On Wednesday, January 10, 2018 5:11:21 AM PST Iago Toral wrote:
> On Mon, 2018-01-08 at 13:30 -0800, Kenneth Graunke wrote:
> > Growing the batch/state buffer is a lot more dangerous than I
> > thought.
> > 
> > A number of places emit multiple state buffer sections, and then
> > write
> > data to the returned pointer, or save a pointer to brw-
> > >batch.state.bo
> > and then use it in relocations.  If each call can grow, this can
> > result
> > in stale map references or stale BO pointers.  Furthermore, fences
> > refer
> > to the old batch BO, and that reference needs to continue working.
> > 
> > To avoid these woes, we avoid ever swapping the brw->batch.*.bo
> > pointer,
> > instead exchanging the brw_bo structures in place.  That way, stale
> > BO
> > references are fine - the GEM handle changes, but the brw_bo pointer
> > doesn't.  We also defer the memcpy until a quiescent point, so
> > callers
> > can write to the returned pointer - which may be in either BO - and
> > we'll sort it out and combine the two properly in the end.
> > 
> > v2:
> > - Handle stale pointers in the shadow copy case, where realloc may or
> >   may not move our shadow copy to a new address.

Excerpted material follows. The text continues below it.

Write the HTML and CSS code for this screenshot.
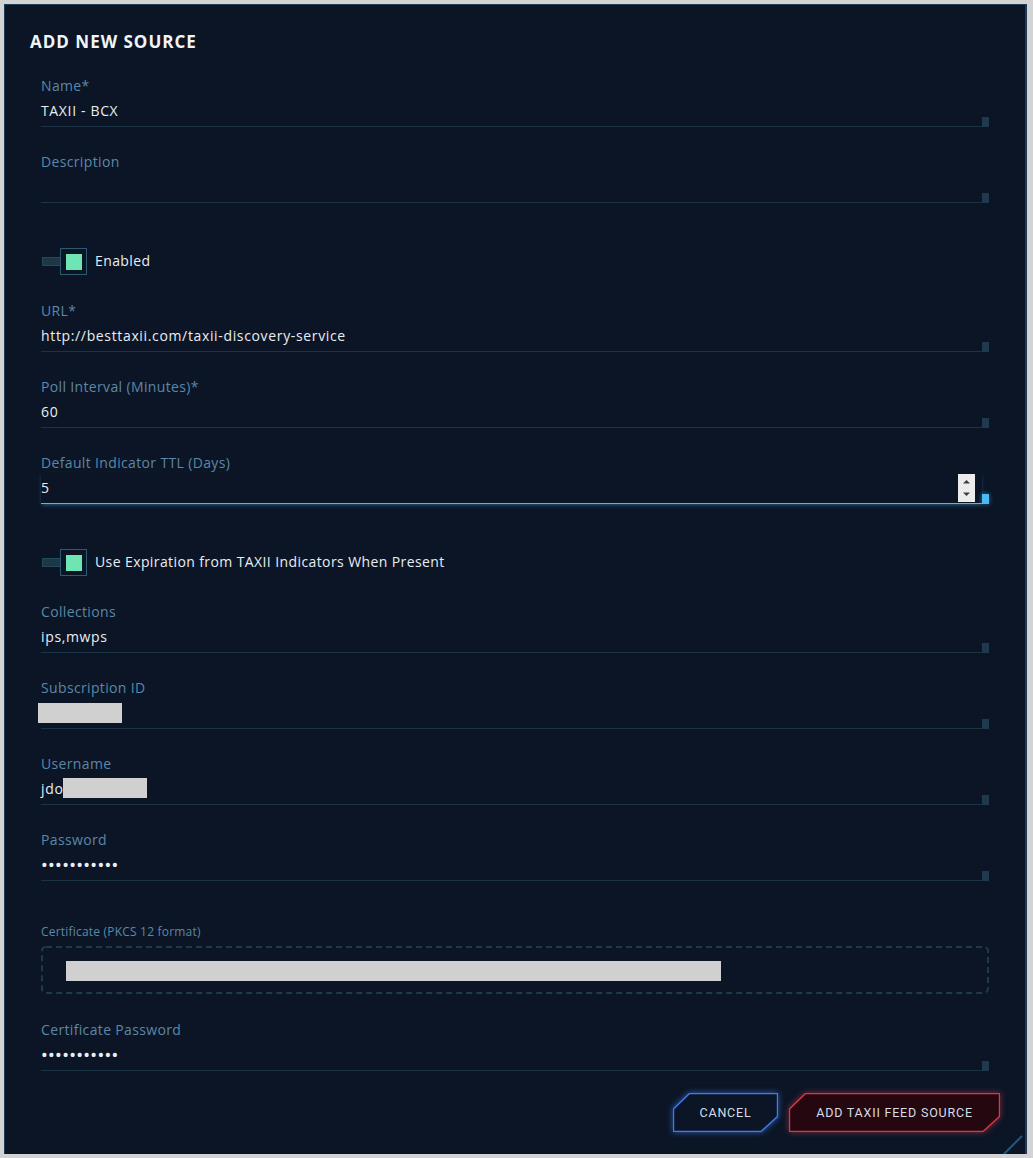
FILE: index.html
```html
<!DOCTYPE html>
<html>
<head>
<meta charset="utf-8">
<link rel="stylesheet" href="styles.css">
</head>
<body>
<div class="panel">
  <h1 class="title">ADD NEW SOURCE</h1>
  <div class="form">
    <div class="field">
      <div class="label">Name*</div>
      <div class="inputrow"><div class="input">TAXII - BCX</div><div class="nub"></div></div>
    </div>
    <div class="field">
      <div class="label">Description</div>
      <div class="inputrow"><div class="input"></div><div class="nub"></div></div>
    </div>
    <div class="toggle">
      <div class="track"></div>
      <div class="knob"><div class="dot"></div></div>
      <div class="tlabel">Enabled</div>
    </div>
    <div class="field">
      <div class="label">URL*</div>
      <div class="inputrow"><div class="input">http://besttaxii.com/taxii-discovery-service</div><div class="nub"></div></div>
    </div>
    <div class="field">
      <div class="label">Poll Interval (Minutes)*</div>
      <div class="inputrow"><div class="input">60</div><div class="nub"></div></div>
    </div>
    <div class="field focused">
      <div class="label">Default Indicator TTL (Days)</div>
      <div class="inputrow">
        <div class="input"><span class="grow">5</span>
          <div class="spinner">
            <svg width="17" height="28" viewBox="0 0 17 28"><path d="M5 9.5 L8.5 6 L12 9.5 Z" fill="#3e3e3e"/><path d="M5 18.5 L8.5 22 L12 18.5 Z" fill="#3e3e3e"/></svg>
          </div>
        </div>
        <div class="nub"></div>
      </div>
    </div>
    <div class="toggle">
      <div class="track"></div>
      <div class="knob"><div class="dot"></div></div>
      <div class="tlabel">Use Expiration from TAXII Indicators When Present</div>
    </div>
    <div class="field">
      <div class="label">Collections</div>
      <div class="inputrow"><div class="input">ips,mwps</div><div class="nub"></div></div>
    </div>
    <div class="field">
      <div class="label">Subscription ID</div>
      <div class="inputrow"><div class="input"><span class="redact redact-left"></span></div><div class="nub"></div></div>
    </div>
    <div class="field">
      <div class="label">Username</div>
      <div class="inputrow"><div class="input">jdo<span class="redact redact-up"></span></div><div class="nub"></div></div>
    </div>
    <div class="field">
      <div class="label">Password</div>
      <div class="inputrow"><div class="input"><span class="dots">•••••••••••</span></div><div class="nub"></div></div>
    </div>
    <div class="field cert">
      <div class="label small">Certificate (PKCS 12 format)</div>
      <div class="dropzone">
        <svg class="dash" width="948" height="48" viewBox="0 0 948 48"><rect x="1" y="1" width="946" height="46" rx="4" ry="4" fill="none" stroke="#1f3a4c" stroke-width="2" stroke-dasharray="6 4"/></svg>
        <div class="bar"></div>
      </div>
    </div>
    <div class="field last">
      <div class="label">Certificate Password</div>
      <div class="inputrow"><div class="input"><span class="dots">•••••••••••</span></div><div class="nub"></div></div>
    </div>
  </div>
  <div class="actions">
    <button class="btn btn-cancel">
      <svg class="shape" width="105" height="39" viewBox="0 0 105 39"><polygon points="0.5,16 16.5,0.5 104.5,0.5 104.5,23.5 88,38.5 0.5,38.5" fill="#0b1526" stroke="#3d7cf2" stroke-width="1.4"/></svg>
      <span class="btxt">CANCEL</span>
    </button>
    <button class="btn btn-add">
      <svg class="shape" width="211" height="39" viewBox="0 0 211 39"><polygon points="0.5,16 16.5,0.5 210.5,0.5 210.5,23.5 194,38.5 0.5,38.5" fill="#25070f" stroke="#d9384a" stroke-width="1.4"/></svg>
      <span class="btxt">ADD TAXII FEED SOURCE</span>
    </button>
  </div>
  <svg class="corner" width="24" height="22" viewBox="0 0 24 22"><path d="M3 22 L21 4" stroke="#24557a" stroke-width="2"/></svg>
</div>
</body>
</html>
```
FILE: styles.css
```css
html, body {
  margin: 0;
  padding: 0;
  background: #d3d3d3;
}
body {
  padding: 4px 0;
  font-family: "Open Sans", Roboto, "Liberation Sans", sans-serif;
}
.panel {
  position: relative;
  margin: 0 4px 0 4px;
  width: 1023px;
  height: 1150px;
  box-sizing: border-box;
  background: #0b1526;
  border-top: 1px solid #1d3e55;
  border-left: 1px solid #1d3e55;
  border-right: 2px solid #1c3b5c;
  padding: 25px 25px 21px 25px;
}
.title {
  margin: 0;
  font-size: 17px;
  line-height: 24px;
  font-weight: 700;
  color: #f2f5f8;
  letter-spacing: 1px;
}
.form {
  margin: 23px 11px 0 11px;
}
.field {
  margin-bottom: 26px;
}
.field.last {
  margin-bottom: 0;
}
.label {
  font-size: 14px;
  line-height: 18px;
  color: #5b88a6;
  letter-spacing: 0.35px;
}
.label.small {
  font-size: 12px;
  line-height: 16px;
  letter-spacing: 0.2px;
}
.inputrow {
  display: flex;
  align-items: flex-end;
}
.input {
  flex: 1;
  height: 31px;
  display: flex;
  align-items: center;
  border-bottom: 1px solid #1b3445;
  font-size: 14px;
  letter-spacing: 0.65px;
  color: #e8eef3;
}
.nub {
  width: 7px;
  height: 10px;
  background: #1f3a4e;
}
.focused .input {
  border-bottom: 1px solid #4cb9f4;
  box-shadow: 0 2px 4px -1px rgba(76, 185, 244, 0.45);
}
.focused .nub {
  background: #4cb9f4;
  box-shadow: 0 0 5px rgba(76, 185, 244, 0.6);
}
.grow {
  flex: 1;
}
.spinner {
  width: 17px;
  height: 28px;
  background: #ececec;
  margin-right: 7px;
  align-self: flex-end;
  margin-bottom: 1px;
}
.spinner svg {
  display: block;
}
.dots {
  font-family: Roboto, sans-serif;
  font-size: 20px;
  line-height: 20px;
  letter-spacing: 0.3px;
}
.redact {
  display: inline-block;
  width: 84px;
  height: 20px;
  background: #d0d0d0;
}
.redact-left {
  margin-left: -3px;
}
.redact-up {
  position: relative;
  top: -1px;
}
.toggle {
  display: flex;
  align-items: center;
  height: 27px;
  margin: 45px 0 27px 0;
}
.track {
  width: 18px;
  height: 9px;
  margin-left: 1px;
  background: #1c3846;
  border: 1px solid #24495a;
  border-right: none;
  box-sizing: border-box;
}
.knob {
  width: 27px;
  height: 27px;
  box-sizing: border-box;
  border: 1px solid #2b5a71;
  display: flex;
  align-items: center;
  justify-content: center;
}
.dot {
  width: 16px;
  height: 16px;
  background: #6fe5b3;
}
.tlabel {
  margin-left: 8px;
  margin-bottom: 2px;
  font-size: 14px;
  letter-spacing: 0.4px;
  color: #e8eef3;
}
.cert {
  margin-top: 43px;
  margin-bottom: 27px;
}
.dropzone {
  position: relative;
  margin-top: 6px;
  height: 48px;
  box-sizing: border-box;
  padding: 15px 0 0 25px;
}
.dash {
  position: absolute;
  left: 0;
  top: 0;
}
.bar {
  position: relative;
  width: 655px;
  height: 20px;
  background: #d0d0d0;
}
.actions {
  display: flex;
  justify-content: flex-end;
  gap: 11px;
  margin-top: 22px;
}
.btn {
  position: relative;
  height: 39px;
  padding: 0;
  border: none;
  background: none;
  font-family: Roboto, "Liberation Sans", sans-serif;
  font-size: 12.5px;
  letter-spacing: 0.8px;
  color: #d4dee8;
  cursor: pointer;
}
.btn-cancel {
  width: 105px;
}
.btn-add {
  width: 211px;
}
.shape {
  position: absolute;
  left: 0;
  top: 0;
}
.btn-cancel .shape {
  filter: drop-shadow(0 0 3px rgba(61, 124, 242, 0.7));
}
.btn-add .shape {
  filter: drop-shadow(0 0 3px rgba(217, 56, 74, 0.6));
}
.btxt {
  position: relative;
}
.corner {
  position: absolute;
  right: 0;
  bottom: 0;
}
```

> > - Track the partial map explicitly, to avoid problems with buffer
> > reuse
> >   where multiple map modes exist (caught by Chris Wilson).
> > 
> > Fixes: 2dfc119f22f257082ab0 "i965: Grow the batch/state buffers if we
> > need space and can't flush."
> > ---
> >  src/mesa/drivers/dri/i965/brw_context.h       |   3 +
> >  src/mesa/drivers/dri/i965/intel_batchbuffer.c | 128
> > +++++++++++++++++++++-----
> >  2 files changed, 107 insertions(+), 24 deletions(-)
> > 
> > diff --git a/src/mesa/drivers/dri/i965/brw_context.h
> > b/src/mesa/drivers/dri/i965/brw_context.h
> > index 4d29e2ef082..1167d04a32a 100644
> > --- a/src/mesa/drivers/dri/i965/brw_context.h
> > +++ b/src/mesa/drivers/dri/i965/brw_context.h
> > @@ -473,6 +473,9 @@ struct brw_reloc_list {
> >  struct brw_growing_bo {
> >     struct brw_bo *bo;
> >     uint32_t *map;
> > +   struct brw_bo *partial_bo;
> > +   uint32_t *partial_bo_map;
> > +   unsigned partial_bytes;
> >  };
> >  
> >  struct intel_batchbuffer {
> > diff --git a/src/mesa/drivers/dri/i965/intel_batchbuffer.c
> > b/src/mesa/drivers/dri/i965/intel_batchbuffer.c
> > index b4fcd92b6bd..ca027ebff9f 100644
> > --- a/src/mesa/drivers/dri/i965/intel_batchbuffer.c
> > +++ b/src/mesa/drivers/dri/i965/intel_batchbuffer.c
> > @@ -171,6 +171,9 @@ recreate_growing_buffer(struct brw_context *brw,
> >  
> >     grow->bo = brw_bo_alloc(bufmgr, name, size, 4096);
> >     grow->bo->kflags = can_do_exec_capture(screen) ?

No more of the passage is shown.